Cuando el bebé nacía, la madre era responsable de su alimentación y educación en sus primeros años, tarea que debía realizar con alegría mientras cuidaba de la casa y se preparaba para el siguiente embarazo.

Manuales para las buenas esposas

La Iglesia sentó las bases ideológicas de lo que debía ser la mujer en el seno de la familia. Basándose en los textos sagrados y en los escritos de los padres de la Iglesia, determinó los modelos que se habrían de seguir y los comportamientos ideales. Pero la sociedad laica también se encargó de definir cómo debía ser una mujer virtuosa. Además de los sermones declamados desde los púlpitos por los religiosos, también los laicos escribieron tratados de buenas prácticas con el objetivo de hacer de sus mujeres buenas madres y esposas.

Uno de los más conocidos, y que ha llegado hasta nuestros días, es Le ménagier de Paris, un libro escrito alrededor de 1392 por un autor anónimo del que sabemos pertenecía a la burguesía parisina y poseía una importante fortuna. Con propiedades extramuros y dentro de París, el autor del manual se había casado con una muchacha de quince años, a la que decidió escribirle un extenso y completísimo manual para que alcanzara la perfección en su papel de madre y esposa.

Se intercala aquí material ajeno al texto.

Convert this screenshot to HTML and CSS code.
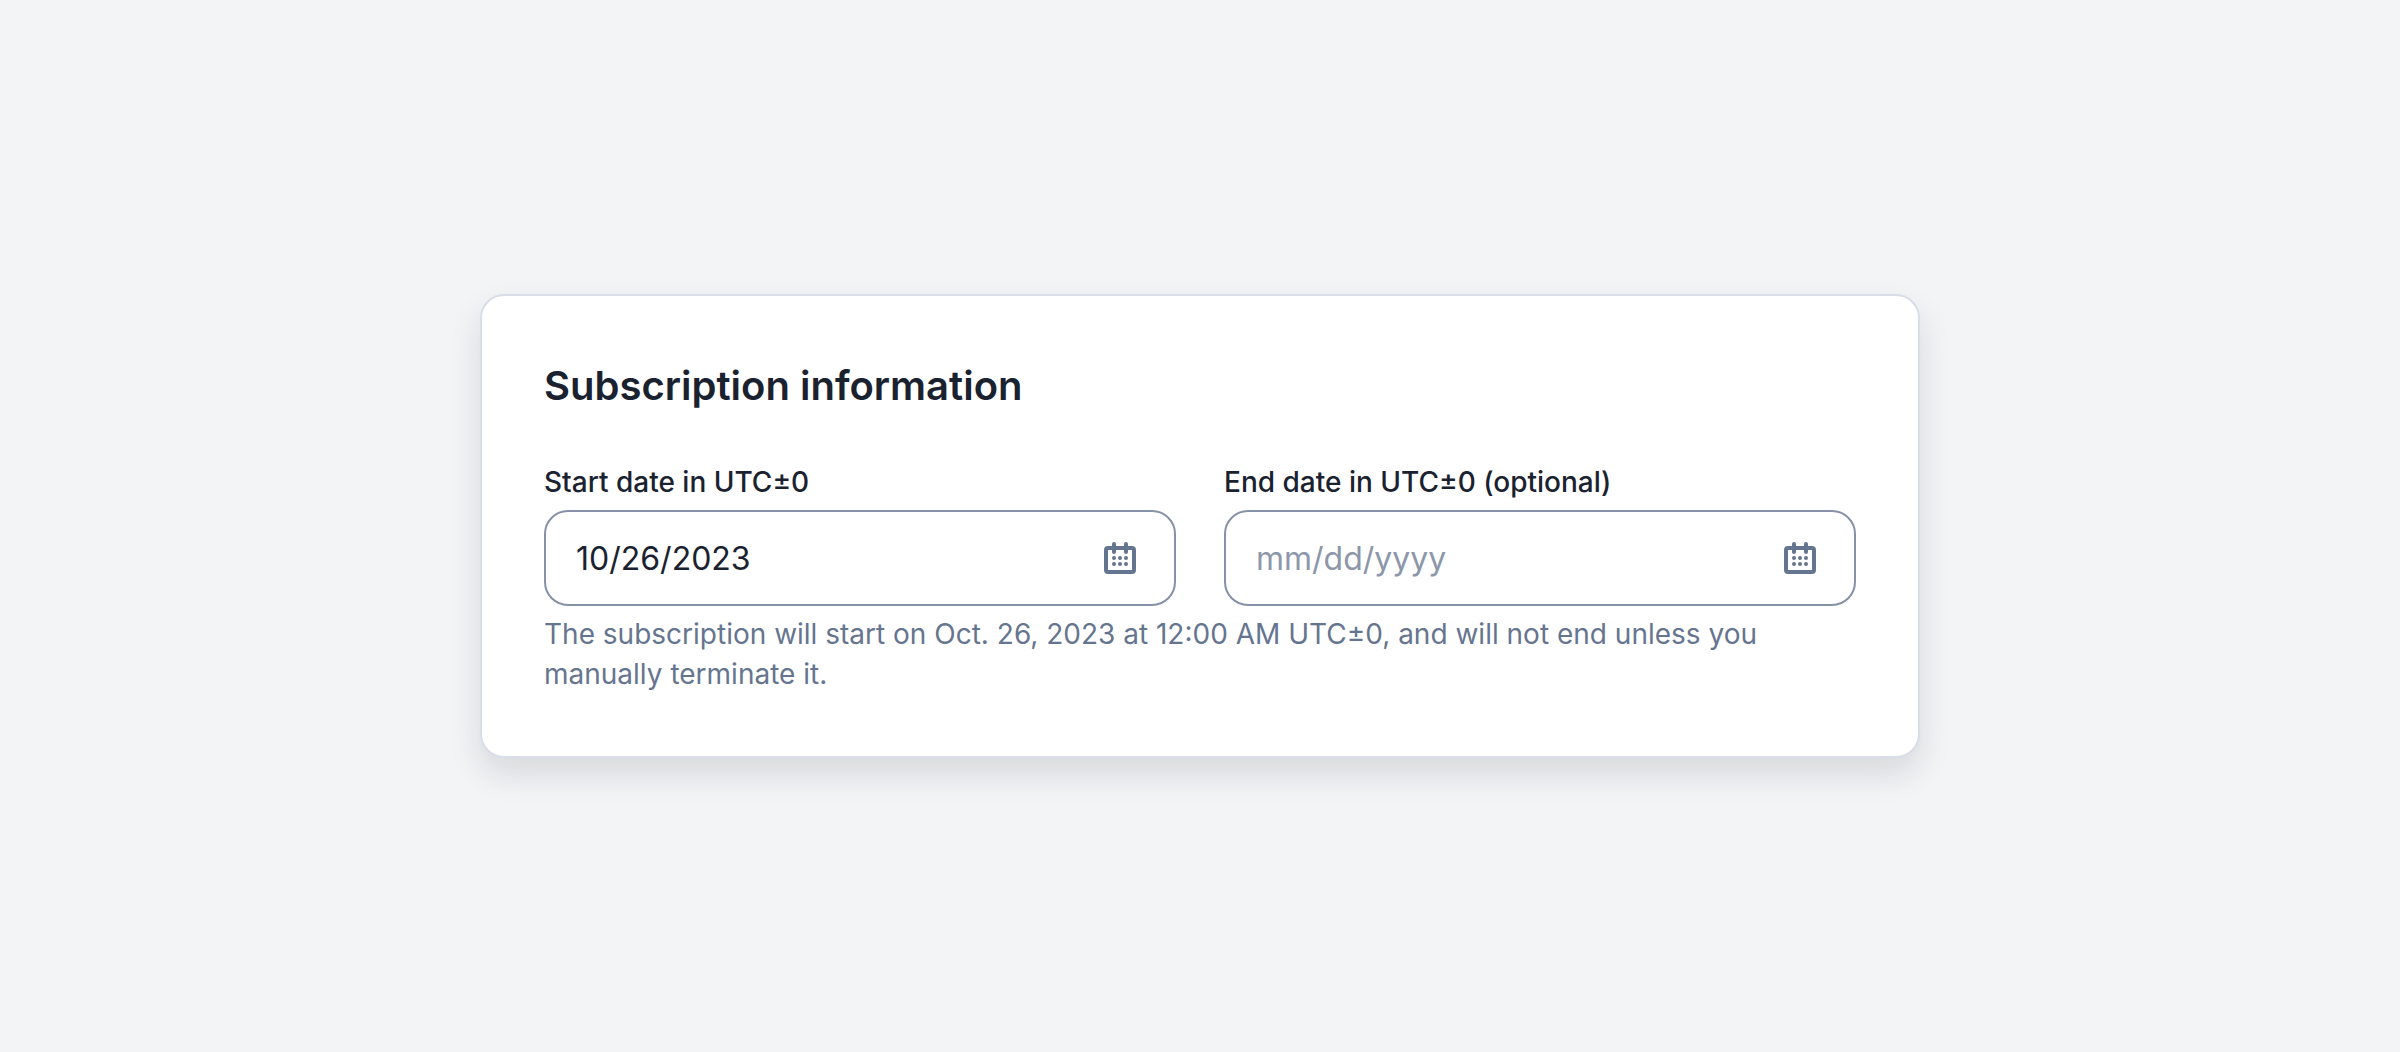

Le ménagier de Paris aborda temas morales y define conductas virtuosas de abnegación y sumisión. Normas que se complementan con consejos más mundanos relacionados con el buen funcionamiento de sus propiedades. Desde más de trescientas recetas culinarias hasta consejos de jardinería, la esposa del autor tenía en el manual una retahíla de normas sobre cómo escoger adecuadamente a los sirvientes o cómo domesticar a los halcones para la caza. El autor de Le ménagier de Paris le dice a su esposa:

Querida, te repito, debes obedecer a tu futuro marido, pues es gracias a la obediencia que una buena esposa obtiene el amor de su marido y, en fin, recibe de él todo lo que desea. Igualmente puedo decir que, si actúas con arrogancia y desobediencia, te destruyes a ti misma, a tu marido y a tu hogar.

Esta frase resume a la perfección el papel de la mujer dentro del matrimonio.